Pienkowski was an author of more than 140 children’s books.

Francesca Dow, the managing director of Penguin Random House Children’s books, confirmed the news on Saturday morning. His interest in paper cut-outs stemmed from his time in an air raid shelter in Warsaw, where a soldier had kept him amused by cutting newspapers into shapes for him. 

Meg and Mog were completed in collaboration with the late writer Helen Nicoll. It was a series of illustrated adventures about a hapless witch and her stripy cat. Pienkowski emphasized in an interview that the series gave him the opportunity to turn monsters from his childhood into harmless toys. He took his idea from comic strips such as Desperate Dan and Dennis the Menace. “Jan was one of the great storytellers: an exceptionally talented creator, who was led by what interested him, and who treated children as his equals,” Dow said on Sunday.

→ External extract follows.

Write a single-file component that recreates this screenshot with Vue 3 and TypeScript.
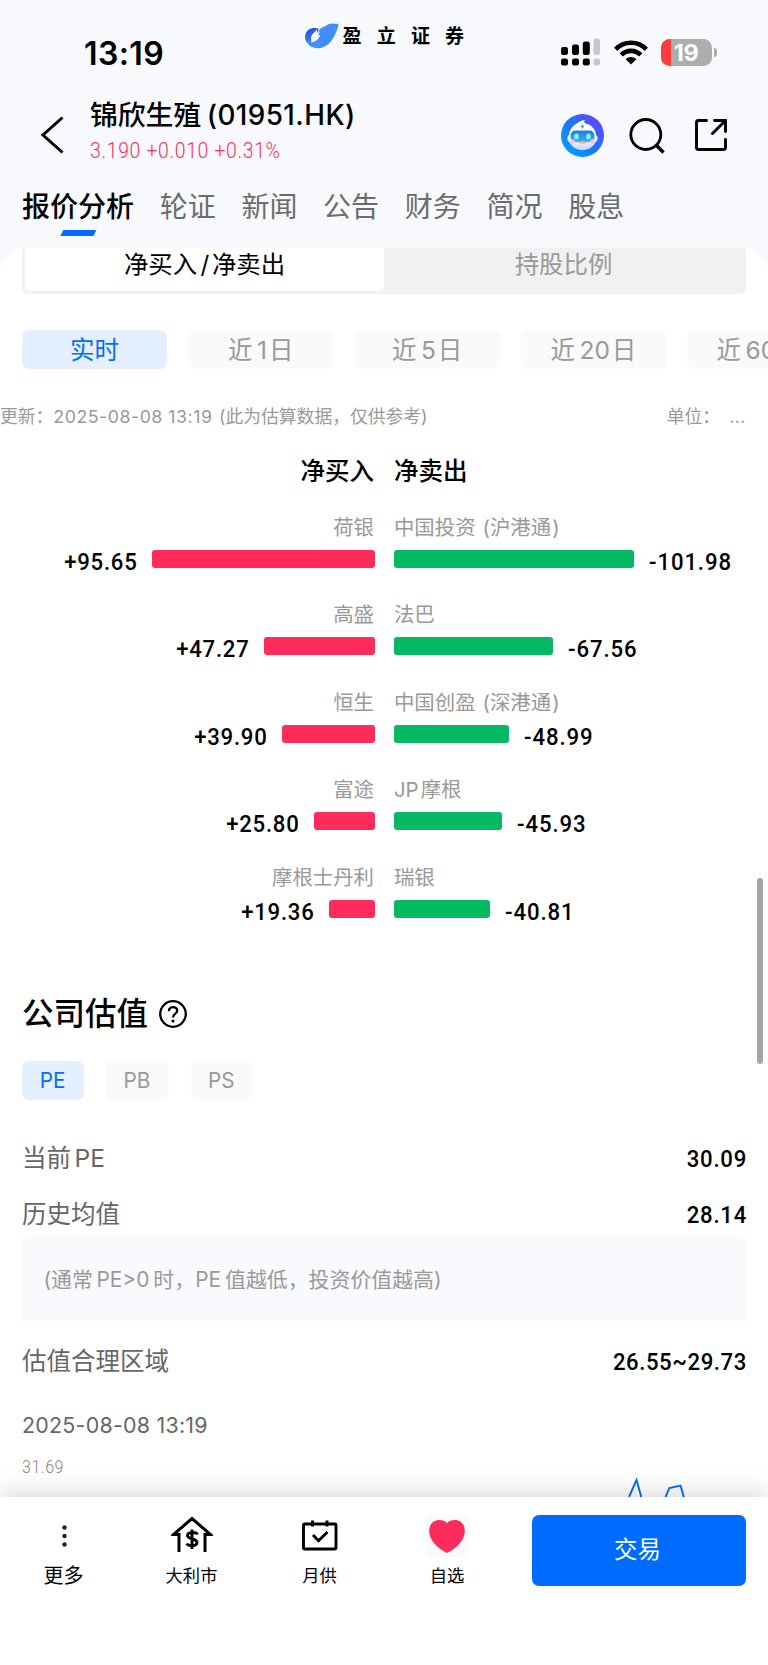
<script setup lang="ts">
interface Broker {
  name: string
  note?: string
  value: string
  width: number
}
interface Row {
  buy: Broker
  sell: Broker
}

const tabs: string[] = ['报价分析', '轮证', '新闻', '公告', '财务', '简况', '股息']
const ranges: [string, string, string][] = [
  ['实时', '', ''],
  ['近', '1', '日'],
  ['近', '5', '日'],
  ['近', '20', '日'],
  ['近', '60', '日'],
]
const metrics: string[] = ['PE', 'PB', 'PS']
const rows: Row[] = [
  { buy: { name: '荷银', value: '+95.65', width: 222.5 }, sell: { name: '中国投资', note: '沪港通', value: '-101.98', width: 240 } },
  { buy: { name: '高盛', value: '+47.27', width: 110.5 }, sell: { name: '法巴', value: '-67.56', width: 159 } },
  { buy: { name: '恒生', value: '+39.90', width: 93 }, sell: { name: '中国创盈', note: '深港通', value: '-48.99', width: 115 } },
  { buy: { name: '富途', value: '+25.80', width: 60.5 }, sell: { name: 'JP摩根', value: '-45.93', width: 108 } },
  { buy: { name: '摩根士丹利', value: '+19.36', width: 45.5 }, sell: { name: '瑞银', value: '-40.81', width: 96 } },
]
</script>

<template>
  <div class="page">
    <div class="status">
      <span class="clock">13:19</span>
      <div class="brand">
        <svg width="34" height="26" viewBox="0 0 34 26">
          <defs>
            <linearGradient id="orb" x1="0" y1="0" x2="0" y2="1">
              <stop offset="0" stop-color="#2a50d4" />
              <stop offset="1" stop-color="#3f7ff0" />
            </linearGradient>
          </defs>
          <path d="M7 5.200C10 4.600 12.500 5.200 14 6L12 10L6.500 14L6.500 21L3 20.500C1 18.500 0 16.500 0 14C0 9.500 3 6 7 5.200Z" fill="url(#orb)" />
          <path d="M33.500 .6C31.500 1.500 29.500 .6 27.500 .4C24.500 .2 22.500 1.500 20.500 3C18.500 4.300 17 3.800 15 6L12.500 11L6.500 19L1 17.500C2.500 22 7 25.300 13 25.200C20.500 25 26 20 29 13.500C30.800 9.500 33.300 6 33.500 .6Z" fill="#418ff5" />
          <path d="M12 5.800C11 9 6.800 10.300 6.200 14C6 16 6.900 17 6.300 19.800C9.500 18.300 13.500 17.500 15.300 12L13 12.200L14.800 9.500L11.700 9.600Z" fill="#f8f9fd" />
        </svg>
        <span class="brand-name">盈立证券</span>
      </div>
      <div class="indicators">
        <svg width="40" height="28" viewBox="0 0 40 28">
          <g>
            <rect x="0" y="9" width="7" height="8" rx="2.200" />
            <rect x="11" y="6.500" width="7" height="10.500" rx="2.200" />
            <rect x="21.800" y="3.500" width="7" height="13.500" rx="2.200" />
            <rect x="0" y="20.500" width="7" height="7" rx="2.300" />
            <rect x="11" y="20.500" width="7" height="7" rx="2.300" />
            <rect x="21.800" y="20.500" width="7" height="7" rx="2.300" />
          </g>
          <g fill="#c6c7ca">
            <rect x="32.500" y=".5" width="6.500" height="16.500" rx="2.200" />
            <rect x="32.500" y="20.500" width="6.500" height="7" rx="2.300" />
          </g>
        </svg>
        <svg class="wifi" width="34" height="25" viewBox="0 0 34 25">
          <g fill="none" stroke="#000" stroke-width="4.600">
            <path d="M1.700 9.300C10 .6 24 .6 32.300 9.300" />
            <path d="M7.200 14.900C12.800 9.500 21.200 9.500 26.800 14.900" />
          </g>
          <path d="M17 24.500L11.700 19.200C14.600 16.400 19.400 16.400 22.300 19.200Z" />
        </svg>
        <div class="battery"><span>19</span></div>
        <i class="nub"></i>
      </div>
    </div>

    <header class="header">
      <svg class="back" width="24" height="38" viewBox="0 0 24 38">
        <path d="M21.500 1.500L2 19L21.500 36.500" fill="none" stroke="#000" stroke-width="2.900" />
      </svg>
      <div class="stock">
        <div class="stock-name">锦欣生殖<span class="code">(01951.HK)</span></div>
        <div class="quote">3.190 +0.010 +0.31%</div>
      </div>
      <svg class="bot" width="43" height="43" viewBox="0 0 43 43">
        <defs>
          <linearGradient id="botBg" x1=".1" y1=".9" x2=".9" y2=".1">
            <stop offset="0" stop-color="#00a2ff" />
            <stop offset=".5" stop-color="#1c76fa" />
            <stop offset="1" stop-color="#6a40ff" />
          </linearGradient>
          <linearGradient id="visor" x1="0" y1="0" x2="0" y2="1">
            <stop offset="0" stop-color="#2878d8" />
            <stop offset="1" stop-color="#35b4f2" />
          </linearGradient>
          <linearGradient id="face" x1="0" y1="0" x2="0" y2="1">
            <stop offset=".5" stop-color="#fff" />
            <stop offset="1" stop-color="#c9d4ff" />
          </linearGradient>
        </defs>
        <circle cx="21.500" cy="21.500" r="21.500" fill="url(#botBg)" />
        <path d="M24 6C19 6.500 17.500 8.500 13.500 11C9.500 14 8.500 18 8 21C5.500 23 6 27 8.800 28.500C11 33.500 16 36 21.500 36C27 36 32 33.500 34.200 28.500C37 27 37.500 23 35 21C34.500 15 30.500 10.500 24 9.200C22.800 8.500 23 7 24 6Z" fill="url(#face)" />
        <rect x="9.500" y="16.500" width="24" height="11.500" rx="5" fill="url(#visor)" />
        <ellipse cx="15.500" cy="22.500" rx="2.300" ry="3" fill="#7ff4f4" />
        <ellipse cx="27.500" cy="22.500" rx="2.300" ry="3" fill="#7ff4f4" />
        <path d="M22.500 9.500L19.500 13H21.500L20.500 15.500L23.500 12.300H21.500Z" fill="#2878e8" />
        <path d="M17 28.200Q21.500 25.200 26 28.200Q21.500 31 17 28.200Z" fill="#ff9d92" />
        <circle cx="11.500" cy="27.500" r="2.300" fill="#ffbfd8" />
        <circle cx="31.500" cy="27.500" r="2.300" fill="#ffbfd8" />
      </svg>
      <svg class="search" width="36" height="36" viewBox="0 0 36 36" fill="none" stroke="#000" stroke-width="2.800">
        <circle cx="16.800" cy="16.500" r="15" />
        <path d="M27 27L34.500 34.500" stroke-width="3.400" />
      </svg>
      <svg class="share" width="32" height="32" viewBox="0 0 32 32" fill="none" stroke="#000" stroke-width="2.900" stroke-linecap="round">
        <path d="M11.500 1.500H3.500Q1.500 1.500 1.500 3.500V28.500Q1.500 30.500 3.500 30.500H28.500Q30.500 30.500 30.500 28.500V20.500" />
        <path d="M19.500 1.500H30.500V12.500M30 2L17.500 14.500" />
      </svg>
    </header>

    <nav class="tabs">
      <span v-for="(t, i) in tabs" :key="t" class="tab" :class="{ active: i === 0 }">{{ t }}</span>
    </nav>

    <main class="panel">
      <div class="segment">
        <div class="seg on">净买入<span class="slash">/</span>净卖出</div>
        <div class="seg">持股比例</div>
      </div>

      <div class="ranges">
        <div v-for="(r, i) in ranges" :key="i" class="chip" :class="{ on: i === 0 }">
          {{ r[0] }}<span v-if="r[1]" class="digits">{{ r[1] }}</span>{{ r[2] }}
        </div>
      </div>

      <div class="update">
        <span>更新：<span class="stamp">2025-08-08 13:19</span><span class="paren">(</span>此为估算数据，仅供参考<span>)</span></span>
        <span class="unit">单位：<span class="dots">...</span></span>
      </div>

      <section class="flows">
        <div class="pair heads"><span class="left">净买入</span><span>净卖出</span></div>
        <div v-for="row in rows" :key="row.buy.name" class="flow">
          <div class="pair names">
            <span class="left">{{ row.buy.name }}</span>
            <span v-if="row.sell.note">{{ row.sell.name }}<span class="open">(</span>{{ row.sell.note }}<span class="close">)</span></span>
            <span v-else-if="row.sell.name.startsWith('JP')"><span class="jp">JP</span>{{ row.sell.name.slice(2) }}</span>
            <span v-else>{{ row.sell.name }}</span>
          </div>
          <div class="pair bars">
            <div class="side left">
              <span class="num r">{{ row.buy.value }}</span>
              <i class="bar red" :style="{ width: row.buy.width + 'px' }"></i>
            </div>
            <div class="side">
              <i class="bar green" :style="{ width: row.sell.width + 'px' }"></i>
              <span class="num l">{{ row.sell.value }}</span>
            </div>
          </div>
        </div>
      </section>

      <section class="valuation">
        <h2>
          <span>公司估值</span>
          <svg width="28" height="28" viewBox="0 0 28 28" fill="none" stroke="#000" stroke-width="2.300">
            <circle cx="14" cy="14" r="12.800" />
            <path d="M9.900 11.200C9.900 5.800 18.200 5.800 18.200 10.800C18.200 13.800 14 13.700 14 17.500" />
            <circle cx="14" cy="21" r="1.600" fill="#000" stroke="none" />
          </svg>
        </h2>
        <div class="metrics">
          <span v-for="(m, i) in metrics" :key="m" class="metric" :class="{ on: i === 0 }">{{ m }}</span>
        </div>
        <div class="line"><span>当前<span class="pe">PE</span></span><span class="num r">30.09</span></div>
        <div class="line"><span>历史均值</span><span class="num r">28.14</span></div>
        <div class="hint">(通常<span class="pe">PE&gt;0</span><span class="after">时</span>，<span>PE</span><span class="after">值</span>越低，投资价值越高)</div>
        <div class="line zone"><span>估值合理区域</span><span class="num r">26.55~29.73</span></div>
        <div class="time">2025-08-08 13:19</div>
        <div class="axis">31.69</div>
      </section>
      <svg class="chart" width="70" height="24" viewBox="0 0 70 24" fill="none" stroke="#006bff" stroke-width="1.900">
        <path d="M3 24L10.500 7L15.300 24M39.500 24L43.300 15L54.500 12.500L57.800 24" />
      </svg>
      <i class="scrollbar"></i>
    </main>

    <footer class="dock">
      <div class="item more">
        <svg width="42" height="42" viewBox="0 0 42 42" fill="#222">
          <circle cx="21.500" cy="12.500" r="2.200" /><circle cx="21.500" cy="21" r="2.200" /><circle cx="21.500" cy="29.500" r="2.200" />
        </svg>
        <span>更多</span>
      </div>
      <div class="item">
        <svg width="42" height="42" viewBox="0 0 42 42" fill="none" stroke="#000" stroke-width="3">
          <path d="M8 37V19.500H2.500L21 3.500L39.500 19.500H34V37" stroke-linejoin="miter" />
          <path d="M26.500 19.500C25.500 16.800 16.500 16.500 16.500 20.700C16.500 24.500 26 23 26 27.500C26 31.500 17 31.500 15.800 28.500M21 14.500V34" stroke-width="2.900" />
        </svg>
        <span>大利市</span>
      </div>
      <div class="item">
        <svg width="42" height="42" viewBox="0 0 42 42" fill="none" stroke="#000" stroke-width="2.900" stroke-linejoin="round">
          <rect x="4.500" y="9" width="32.500" height="25" rx="1" />
          <path d="M13.500 5.500V11.500M28 5.500V11.500" />
          <path d="M14 20L19.500 25.700L28.500 17" stroke-linejoin="miter" />
        </svg>
        <span>月供</span>
      </div>
      <div class="item">
        <svg width="42" height="42" viewBox="0 0 42 42">
          <rect width="42" height="42" fill="#fafafa" />
          <path d="M21 38C11 33.500 3.200 24.500 3.200 16C3.200 9 7.500 5 13 5C16.500 5 19.300 6 21 8.200C22.700 6 25.500 5 29 5C34.500 5 38.800 9 38.800 16C38.800 24.500 31 33.500 21 38Z" fill="#ff2b5a" />
        </svg>
        <span>自选</span>
      </div>
      <button class="trade">交易</button>
    </footer>
  </div>
</template>

<style>
body {
  margin: 0;
}
</style>

<style scoped>
.page {
  width: 768px;
  height: 1665px;
  overflow: hidden;
  display: flex;
  flex-direction: column;
  background: #f8f9fc;
  color: #000;
  font-family: Inter, "Noto Sans CJK SC", sans-serif;
  white-space: nowrap;
}
svg {
  display: block;
  flex: none;
}
i {
  display: block;
  flex: none;
}
.num,
.quote,
.axis {
  font-family: Roboto, sans-serif;
  font-weight: 500;
  font-size: 24.600px;
  letter-spacing: 0.850px;
  transform: scaleX(0.9);
  display: inline-block;
}
.num.r {
  transform-origin: 100% 50%;
  margin-right: -0.500px;
}
.num.l {
  transform-origin: 0 50%;
  letter-spacing: 1px;
}

.status {
  height: 92px;
  display: grid;
  grid-template-columns: 305px 256px 1fr;
  align-items: start;
}
.clock {
  font-size: 32px;
  font-weight: 600;
  letter-spacing: 0.400px;
  line-height: 40px;
  padding: 33.500px 0 0 84px;
}
.brand {
  display: flex;
  align-items: flex-start;
  padding-top: 23px;
}
.brand-name {
  font-size: 19px;
  font-weight: 700;
  letter-spacing: 15.200px;
  line-height: 26px;
  margin: 1px 0 0 3.500px;
}
.indicators {
  display: flex;
  align-items: center;
  padding-top: 38px;
}
.wifi {
  margin-left: 12.500px;
}
.battery {
  width: 51px;
  height: 27px;
  margin-left: 13px;
  border-radius: 8.500px;
  background: linear-gradient(90deg, #ff3b3d 0 10px, #adadb0 10px);
  color: #fff;
  font-size: 23.500px;
  font-weight: 700;
  line-height: 27px;
  text-align: center;
  letter-spacing: -0.5px;
}
.nub {
  width: 3px;
  height: 9px;
  margin-left: 2px;
  border-radius: 0 4px 4px 0;
  background: #adadb0;
}

.header {
  height: 88px;
  display: flex;
  align-items: flex-start;
}
.back {
  margin: 24px 0 0 40.500px;
}
.stock {
  width: 471px;
  margin-left: 25.500px;
}
.stock-name {
  font-size: 27.800px;
  font-weight: 500;
  line-height: 40px;
  margin-top: 3px;
}
.code {
  margin-left: 5.500px;
  letter-spacing: 0.450px;
}
.quote {
  font-size: 21.600px;
  font-weight: 300;
  letter-spacing: 0.720px;
  line-height: 30px;
  margin-top: 1px;
  color: #ff2e60;
  transform-origin: 0 50%;
}
.bot {
  margin-top: 22px;
}
.search {
  margin: 26px 0 0 25px;
}
.share {
  margin: 27px 0 0 30px;
}

.tabs {
  height: 68px;
  padding-left: 22px;
  display: flex;
  gap: 25.700px;
  font-size: 28px;
  line-height: 55px;
  color: #6b6c6f;
}
.tab {
  display: flex;
  flex-direction: column;
  align-items: center;
}
.tab.active {
  color: #000;
  font-weight: 500;
}
.tab.active::after {
  content: "";
  width: 33px;
  height: 5.500px;
  margin: -5px 0 0 1px;
  background: #006bff;
  transform: skewX(-28deg);
}

.panel {
  position: relative;
  height: 1249px;
  overflow: hidden;
  background: #fff;
  border-radius: 25px 25px 0 0;
}
.segment {
  height: 43px;
  margin: 0 22px;
  padding: 0 3px 3px;
  display: grid;
  grid-template-columns: 1fr 1fr;
  background: #f1f1f1;
  border-radius: 0 0 6px 6px;
  font-size: 24.400px;
}
.seg {
  text-align: center;
  line-height: 32px;
  color: #999;
}
.seg.on {
  color: #000;
  background: #fff;
  border-radius: 0 0 5px 5px;
}
.slash {
  margin: 0 2.500px 0 3.500px;
}
.ranges {
  margin: 36px 0 0 22px;
  display: flex;
  gap: 21.300px;
  font-size: 24.500px;
}
.chip {
  flex: none;
  width: 145px;
  height: 39px;
  border-radius: 7px;
  background: #fafafa;
  color: #999;
  text-align: center;
  line-height: 40px;
}
.chip.on,
.metric.on {
  background: #e4efff;
  color: #006bff;
}
.digits {
  margin: 0 2px 0 4.500px;
}
.update {
  height: 30px;
  margin-top: 33px;
  padding-right: 22px;
  display: flex;
  justify-content: space-between;
  font-size: 17.800px;
  line-height: 30px;
  color: #999;
}
.stamp {
  letter-spacing: 0.500px;
}
.paren {
  margin-left: 6.500px;
}
.dots {
  margin-left: 9px;
  letter-spacing: 0.500px;
}

.flows {
  padding-top: 23.500px;
}
.pair {
  display: grid;
  grid-template-columns: 374.700px 374px;
  column-gap: 19.300px;
}
.pair > .left {
  text-align: right;
  justify-content: flex-end;
}
.heads {
  font-size: 24.500px;
  font-weight: 500;
  line-height: 30px;
  height: 57px;
}
.names {
  font-size: 20.400px;
  line-height: 30px;
  height: 30px;
  color: #999;
}
.names > .left,
.heads > .left {
  padding-right: 0.700px;
}
.open {
  margin-left: 7px;
}
.close {
  margin-left: 1px;
}
.jp {
  margin-right: 2px;
}
.flow {
  height: 87.500px;
}
.side {
  display: flex;
  gap: 15px;
  padding-top: 7px;
}
.bar {
  height: 18px;
  border-radius: 3px;
}
.red {
  background: #ff2b5a;
}
.green {
  background: #05b962;
}
.bars .num {
  line-height: 23px;
}

.valuation {
  padding: 42.500px 22px 0;
}
h2 {
  margin: 0;
  height: 42px;
  display: flex;
  align-items: center;
  gap: 11px;
  font-size: 31.500px;
  font-weight: 500;
}
h2 span {
  line-height: 42px;
  padding-top: 1px;
}
.metrics {
  display: flex;
  gap: 22px;
  margin: 26px 0 33.500px;
}
.metric {
  width: 62.300px;
  height: 39px;
  line-height: 39px;
  border-radius: 7px;
  background: #fafafa;
  color: #999;
  font-size: 20.800px;
  text-align: center;
  text-indent: -1px;
}
.line {
  display: flex;
  justify-content: space-between;
  height: 55.500px;
  line-height: 50px;
  font-size: 24.500px;
  color: #666;
}
.line .num {
  color: #000;
  line-height: 52px;
}
.pe {
  margin-left: 3.500px;
}
.hint {
  height: 85px;
  line-height: 87px;
  margin-top: -8px;
  padding-left: 21.500px;
  border-radius: 7px;
  background: #f9fafd;
  color: #999;
  font-size: 20.900px;
}
.after {
  margin-left: 4px;
}
.zone {
  margin-top: 15px;
}
.zone .num {
  letter-spacing: 0.650px;
}
.time {
  margin-top: 13.500px;
  height: 40px;
  line-height: 40px;
  font-size: 21.400px;
  letter-spacing: 0.250px;
  color: #666;
}
.axis {
  display: block;
  font-weight: 300;
  font-size: 17.800px;
  letter-spacing: 0.600px;
  line-height: 24px;
  margin-top: 10px;
  color: #888;
  transform-origin: 0 50%;
}
.chart {
  position: absolute;
  left: 626px;
  bottom: 0;
}
.scrollbar {
  position: absolute;
  left: 757px;
  top: 629.500px;
  width: 5.500px;
  height: 186.500px;
  border-radius: 3px;
  background: #a6a6a6;
}

.dock {
  position: relative;
  height: 168px;
  box-sizing: border-box;
  padding: 17.500px 22px 0 0;
  display: grid;
  grid-template-columns: 128px 127px 129px 126px 1fr;
  background: #fff;
  box-shadow: 0 0 28px rgba(0, 0, 0, 0.2);
}
.item {
  display: flex;
  flex-direction: column;
  align-items: center;
  font-size: 17.300px;
  line-height: 38px;
}
.more {
  font-size: 20px;
  padding-right: 1px;
}
.trade {
  height: 71.500px;
  margin-left: 22px;
  border: 0;
  border-radius: 7px;
  background: #006bff;
  color: #fff;
  font: 400 23.500px/70px Inter, "Noto Sans CJK SC", sans-serif;
  padding: 0 3px 0 0;
}
</style>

“There was an impatience and wonderful curiosity to him, as he looked for new ways to tell stories: drawing on his Polish roots with his cut-out and silhouette work; his extraordinary use of color; his pioneering interest in drawing on the computer; and of course his award-winning pop-ups which challenged publishers and printers to find new ways to create his books.”

She further added that poured over every detail meticulously “and yet achieved the near-impossible: simple, magical storytelling, which is why his books – such as my personal and our family favorites, the brilliant Meg and Mog stories – endure. I was very lucky to have had the chance to know him and to work with him.”

For his work as a children’s author, Pieńkowski was awarded the 2019 Booktrust lifetime achievement award, which has in the past gone to some of the greatest names in children’s books, including Shirley Hughes, Raymond Briggs, and Judith Kerr.

Pieńkowski was also twice the UK nominee – in 1982 and 2008 – for the international Hans Christian Andersen Award, the highest recognition available to creators of children’s books. He won the Kate Greenaway award in 1971 with the writer Joan Aiken for their second collaboration, The Kingdom Under the Sea, which consisted of eastern European fairytales. He won his second Greenaway award in 1979 for the scary pop-up book Haunted House, which demonstrated his tendency towards the gothic.

He illustrated for Granta magazine and designed posters for university theater productions. Along with Meg and Mog and his pop-up books, he is also famous for his illustrations of fairy tales by Perrault and the Brothers Grimm, The Nutcracker, and The Glass Mountain: Tales from Poland. 

Fans paid tribute to Pieńkowski on social media following news of his death. The children’s author Christopher Edge wrote: “When I think back to my earliest memories of childhood reading, the Meg and Mog books shine bright. Thank you, Jan Pieńkowski.”